Novel spoIIE Mutation That Causes Uncompartmentalized σ F Activation in Bacillus subtilis

Abstract

ABSTRACT During sporulation, Bacillus subtilis undergoes an asymmetric division that results in two cells with different fates, the larger mother cell and the smaller forespore. The protein phosphatase SpoIIE, which is required for activation of the forespore-specific transcription factor σ F , is also required for optimal efficiency and timing of asymmetric division. We performed a genetic screen for spoIIE mutants that were impaired in sporulation but not σ F activity and isolated a strain with the mutation spoIIEV697A . The mutant exhibited a 10- to 40-fold reduction in sporulation and a sixfold reduction in asymmetric division compared to the parent.
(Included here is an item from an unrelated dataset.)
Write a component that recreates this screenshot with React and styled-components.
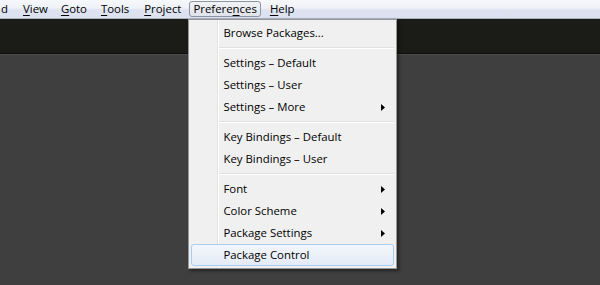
import React from "react";
import styled, { createGlobalStyle } from "styled-components";

const GlobalStyle = createGlobalStyle`
  html, body {
    margin: 0;
    padding: 0;
    overflow: hidden;
    background: #3e3e3e;
  }
  body {
    font-family: "Segoe UI", "Open Sans", "Noto Sans", sans-serif;
    font-size: 11.4px;
    color: #000;
  }
`;

const Window = styled.div`
  display: flex;
  flex-direction: column;
  width: 600px;
  height: 285px;
`;

const MenuBar = styled.div`
  position: relative;
  z-index: 2;
  display: flex;
  align-items: stretch;
  height: 19px;
  box-sizing: border-box;
  padding: 1px 0 1px 0;
  background: linear-gradient(#f7f8fb 0%, #eef1f7 45%, #dde3f0 55%, #dbe1ef 100%);
  border-bottom: 1px solid #a9b1c2;
`;

const MenuItem = styled.div`
  position: relative;
  display: flex;
  align-items: center;
  box-sizing: border-box;
  padding: 0 ${(p) => p.$pad ?? 5}px;
  margin-left: ${(p) => p.$gap ?? 1}px;
  border: 1px solid ${(p) => (p.$open ? "#8d95a3" : "transparent")};
  border-radius: 3px;
  background: ${(p) =>
    p.$open ? "linear-gradient(#f1f2f5, #dfe3ea)" : "transparent"};
  line-height: 14px;
  white-space: nowrap;
`;

const Key = styled.span`
  text-decoration: underline;
  text-underline-offset: 2px;
`;

const Toolbar = styled.div`
  height: 34px;
  background: #1b1c17;
  border-bottom: 1px solid #0e0e0c;
`;

const Editor = styled.div`
  flex: 1;
  background: #3f3f3f;
  border-top: 1px solid #4d4d4d;
`;

const Dropdown = styled.div`
  position: absolute;
  left: -2px;
  top: 17px;
  width: 209px;
  box-sizing: border-box;
  padding: 2px;
  border: 1px solid #979797;
  background: linear-gradient(
      to right,
      transparent 28px,
      #e2e3e3 28px,
      #e2e3e3 29px,
      #ffffff 29px,
      #ffffff 30px,
      transparent 30px
    ),
    #f0f0f0;
  box-shadow: 2px 2px 3px rgba(0, 0, 0, 0.45);
`;

const DropItem = styled.div`
  display: flex;
  align-items: center;
  justify-content: space-between;
  height: 22px;
  box-sizing: border-box;
  padding: 0 8px 0 31px;
  border: 1px solid ${(p) => (p.$active ? "#a9cdf3" : "transparent")};
  border-radius: 3px;
  background: ${(p) =>
    p.$active ? "linear-gradient(#f2f6fc, #e4ebf6)" : "transparent"};
  white-space: nowrap;
`;

const Separator = styled.div`
  height: 8px;
  margin-left: 28px;
  display: flex;
  flex-direction: column;
  justify-content: center;
  &::after {
    content: "";
    display: block;
    height: 1px;
    background: #e0e0e0;
    border-bottom: 1px solid #ffffff;
  }
`;

const Arrow = () => (
  <svg width="4" height="7" viewBox="0 0 4 7">
    <polygon points="0,0 4,3.5 0,7" fill="#000" />
  </svg>
);

const items = [
  { label: "Browse Packages..." },
  "sep",
  { label: "Settings \u2013 Default" },
  { label: "Settings \u2013 User" },
  { label: "Settings \u2013 More", sub: true },
  "sep",
  { label: "Key Bindings \u2013 Default" },
  { label: "Key Bindings \u2013 User" },
  "sep",
  { label: "Font", sub: true },
  { label: "Color Scheme", sub: true },
  { label: "Package Settings", sub: true },
  { label: "Package Control", active: true },
];

const App = () => {
  return (
    <Window>
      <GlobalStyle />
      <MenuBar>
        <MenuItem $pad={0} $gap={0}>d</MenuItem>
        <MenuItem $gap={8}>
          <Key>V</Key>iew
        </MenuItem>
        <MenuItem>
          <Key>G</Key>oto
        </MenuItem>
        <MenuItem $gap={2}>
          <Key>T</Key>ools
        </MenuItem>
        <MenuItem $gap={3}>
          <Key>P</Key>roject
        </MenuItem>
        <MenuItem $gap={2} $pad={3} $open>
          Prefere<Key>n</Key>ces
          <Dropdown>
            {items.map((it, i) =>
              it === "sep" ? (
                <Separator key={i} />
              ) : (
                <DropItem key={i} $active={it.active}>
                  <span>{it.label}</span>
                  {it.sub && <Arrow />}
                </DropItem>
              )
            )}
          </Dropdown>
        </MenuItem>
        <MenuItem $gap={3}>
          <Key>H</Key>elp
        </MenuItem>
      </MenuBar>
      <Toolbar />
      <Editor />
    </Window>
  );
};

export default App;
Transcription of the σ F -dependent spoIIQ promoter was increased more than 10-fold and was no longer confined to the forespore. The excessive σ F activity persisted even when asymmetric division was prevented. Disruption of spoIIGB did not restore asymmetric division to the spoIIEV697A mutant, indicating that the deficiency is not a consequence of predivisional activation of the mother cell-specific transcription factor σ E . Deletion of the gene encoding σ F ( spoIIAC) restored asymmetric division; however, a mutation that dramatically reduced the number of promoters responsive to σ F , spoIIAC561 ( spoIIACV233 M ), failed to do so. This result suggests that the block is due to expression of one of the small subset of σ F -dependent genes expressed in this background or to unregulated interaction of σF with some other factor. Our results indicate that regulation of SpoIIE plays a critical role in coupling asymmetric division to σ F activation in order to ensure proper spatial and temporal expression of forespore-specific genes.